**Set exercise:**
Among the following entries, count the lines that contain "React" and report only the result.
=== Data to process ===
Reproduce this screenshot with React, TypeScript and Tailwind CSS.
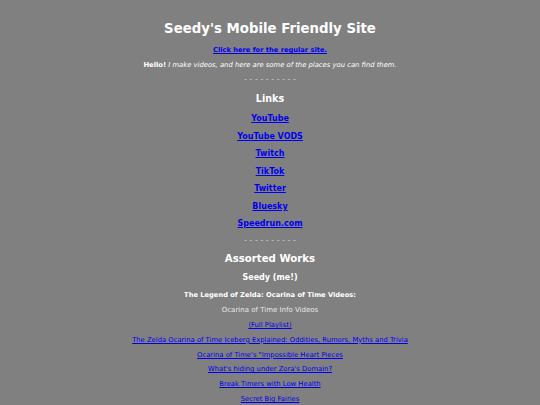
import React from "react";

const links = ["YouTube", "YouTube VODS", "Twitch", "TikTok", "Twitter", "Bluesky", "Speedrun.com"];

const ootVideos = [
  "(Full Playlist)",
  "The Zelda Ocarina of Time Iceberg Explained: Oddities, Rumors, Myths and Trivia",
  "Ocarina of Time's \"Impossible Heart Pieces",
  "What's hiding under Zora's Domain?",
  "Break Timers with Low Health",
  "Secret Big Fairies",
];

const Dashes = ({ className = "" }: { className?: string }) => (
  <div className={`text-[8px] leading-[10px] text-[#c8c8c8] ${className}`}>- - - - - - - - - -</div>
);

export default function App() {
  return (
    <div
      className="min-h-screen w-full bg-[#808080] text-white text-center flex flex-col items-center pt-[21px]"
      style={{ fontFamily: '"DejaVu Sans", Verdana, sans-serif' }}
    >
      <h1 className="text-[13.3px] leading-[16px] font-bold">Seedy's Mobile Friendly Site</h1>
      <a href="#" className="mt-[8px] text-[6.7px] leading-[10px] font-bold text-[#0000ee] underline">
        Click here for the regular site.
      </a>
      <p className="mt-[5px] text-[6.8px] leading-[10px]">
        <b>Hello!</b> <i>I make videos, and here are some of the places you can find them.</i>
      </p>
      <Dashes className="mt-[5px]" />

      <h2 className="mt-[7px] text-[9.6px] leading-[14px] font-bold">Links</h2>
      <div className="mt-[8px] flex flex-col items-center gap-[7.5px]">
        {links.map((l) => (
          <a key={l} href="#" className="text-[8px] leading-[10px] font-bold text-[#0000ee] underline">
            {l}
          </a>
        ))}
      </div>
      <Dashes className="mt-[7px]" />

      <h2 className="mt-[6px] text-[10.2px] leading-[14px] font-bold">Assorted Works</h2>
      <h3 className="mt-[6px] text-[8px] leading-[12px] font-bold">Seedy (me!)</h3>
      <h4 className="mt-[6px] text-[6.7px] leading-[10px] font-bold">The Legend of Zelda: Ocarina of Time Videos:</h4>
      <p className="mt-[5px] text-[7px] leading-[10px] text-[#e8e8e8]">Ocarina of Time Info Videos</p>
      <div className="mt-[5px] flex flex-col items-center gap-[4.8px]">
        {ootVideos.map((v) => (
          <a key={v} href="#" className="text-[6.8px] leading-[10px] text-[#0000ee] underline">
            {v}
          </a>
        ))}
      </div>
    </div>
  );
}
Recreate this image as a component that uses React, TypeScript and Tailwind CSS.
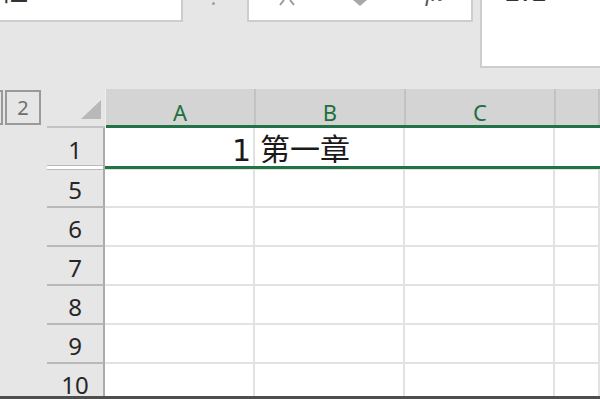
import React from "react";

const columnas = [
  { letra: "A", ancho: "w-[150px]" },
  { letra: "B", ancho: "w-[150px]" },
  { letra: "C", ancho: "w-[150px]" },
  { letra: "", ancho: "flex-1" },
];

const filas = [
  { n: "5", alto: "h-[38px]" },
  { n: "6", alto: "h-[39px]" },
  { n: "7", alto: "h-[39px]" },
  { n: "8", alto: "h-[39px]" },
  { n: "9", alto: "h-[39px]" },
  { n: "10", alto: "h-[39px]" },
];

const fuenteCabecera = { fontFamily: '"Noto Sans", "Open Sans", sans-serif' };
const fuenteCelda = { fontFamily: '"DejaVu Sans", "Noto Sans CJK SC", sans-serif' };

const App: React.FC = () => {
  return (
    <div className="w-[600px] h-[399px] overflow-hidden flex flex-col bg-[#e6e6e6]">
      {/* Barra de fórmulas (cortada arriba) */}
      <div className="h-[89px] shrink-0 flex items-start">
        <div className="w-[183px] h-[22px] bg-white border-r-2 border-b-2 border-[#cdcdcd] overflow-hidden">
          <div
            className="-mt-[25px] text-[28px] leading-[28px] text-[#333]"
            style={{ fontFamily: '"Noto Sans CJK SC", sans-serif' }}
          >
            框
          </div>
        </div>
        <div className="ml-[29px] mt-[2px] w-[3px] h-[3px] rounded-full bg-[#a0a0a0]" />
        <div className="ml-[32px] w-[226px] h-[22px] bg-white border-x-2 border-b-2 border-[#cdcdcd] overflow-hidden flex items-start">
          <svg width="16" height="6" viewBox="0 0 16 6" className="ml-[30px]">
            <path d="M5 0 L1 5 M11 0 L15 5" stroke="#9a9a9a" strokeWidth="2" fill="none" />
          </svg>
          <svg width="18" height="7" viewBox="0 0 18 7" className="ml-[56px]">
            <path d="M2 0 L9 6 L16 0 Z" fill="#a8a8a8" />
          </svg>
          <div
            className="ml-[56px] -mt-[20px] text-[24px] leading-[26px] italic text-[#555]"
            style={{ fontFamily: '"Liberation Serif", serif' }}
          >
            fx
          </div>
        </div>
        <div className="ml-[7px] flex-1 h-[68px] bg-white border-l-2 border-b-2 border-[#cdcdcd] overflow-hidden">
          <div className="ml-[21px] -mt-[22px] text-[28px] leading-[28px] text-[#333]" style={fuenteCelda}>
            1.1
          </div>
        </div>
      </div>

      {/* Cabecera de columnas */}
      <div className="h-[39px] shrink-0 flex">
        <div className="w-[47px] flex items-start pt-[1px]">
          <div className="w-[3px] h-[35px] border-y-2 border-r-2 border-[#9a9a9a]" />
          <div
            className="ml-[2px] w-[36px] h-[35px] border-2 border-[#9a9a9a] flex items-center justify-center text-[20px] text-[#6e6e6e]"
            style={fuenteCabecera}
          >
            2
          </div>
        </div>
        <div className="w-[58px] border-b-2 border-[#c2c2c2] flex items-end justify-end pr-[4px] pb-[7px]">
          <svg width="20" height="19" viewBox="0 0 20 19">
            <path d="M20 0 L20 19 L0 19 Z" fill="#b8b8b8" />
          </svg>
        </div>
        <div className="flex-1 flex flex-col border-l border-[#efefef]">
          <div className="h-[36px] flex bg-[#d4d4d4]">
            {columnas.map((c, i) => (
              <div
                key={i}
                className={`${c.ancho} border-r-2 border-[#c2c2c2] flex items-end justify-center pb-[2px] text-[22px] leading-none text-[#20703f]`}
                style={fuenteCabecera}
              >
                {c.letra}
              </div>
            ))}
          </div>
          <div className="h-[3px] bg-[#217346]" />
        </div>
      </div>

      {/* Fila 1 seleccionada */}
      <div className="h-[42px] shrink-0 flex">
        <div className="w-[47px]" />
        <div className="w-[58px] flex flex-col border-r-2 border-[#ababab]">
          <div
            className="h-[37px] flex items-end justify-center pb-[3px] text-[24px] leading-none text-[#262626]"
            style={fuenteCabecera}
          >
            1
          </div>
          <div className="h-[5px] border-y border-[#b9b9b9] bg-white" />
        </div>
        <div className="flex-1 flex flex-col bg-white">
          <div className="h-[38px] flex">
            <div
              className="w-[150px] border-r-2 border-[#e2e2e2] flex items-end justify-end pr-[2px] text-[30px] leading-none text-[#1a1a1a]"
              style={fuenteCelda}
            >
              1
            </div>
            <div
              className="w-[150px] border-r-2 border-[#e2e2e2] flex items-end pl-[5px] pb-[1px] text-[30px] leading-none text-[#1a1a1a] whitespace-nowrap"
              style={fuenteCelda}
            >
              第一章
            </div>
            <div className="w-[150px] border-r-2 border-[#e2e2e2]" />
            <div className="flex-1" />
          </div>
          <div className="h-[3px] bg-[#217346]" />
          <div className="h-[1px] bg-[#e2e2e2]" />
        </div>
      </div>

      {/* Resto de filas */}
      <div className="flex-1 overflow-hidden flex flex-col">
        {filas.map((f) => (
          <div key={f.n} className={`${f.alto} shrink-0 flex`}>
            <div className="w-[47px]" />
            <div
              className="w-[58px] border-r-2 border-b-2 border-[#b9b9b9] border-r-[#ababab] flex items-end justify-center pb-[4px] text-[24px] leading-none text-[#262626]"
              style={fuenteCabecera}
            >
              {f.n}
            </div>
            <div className="flex-1 flex bg-white">
              {columnas.map((c, i) => (
                <div key={i} className={`${c.ancho} border-r-2 border-b-2 border-[#e2e2e2]`} />
              ))}
            </div>
          </div>
        ))}
      </div>

      <div className="h-[3px] shrink-0 bg-[#4e4e4e]" />
    </div>
  );
};

export default App;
===
**Full solution:**
5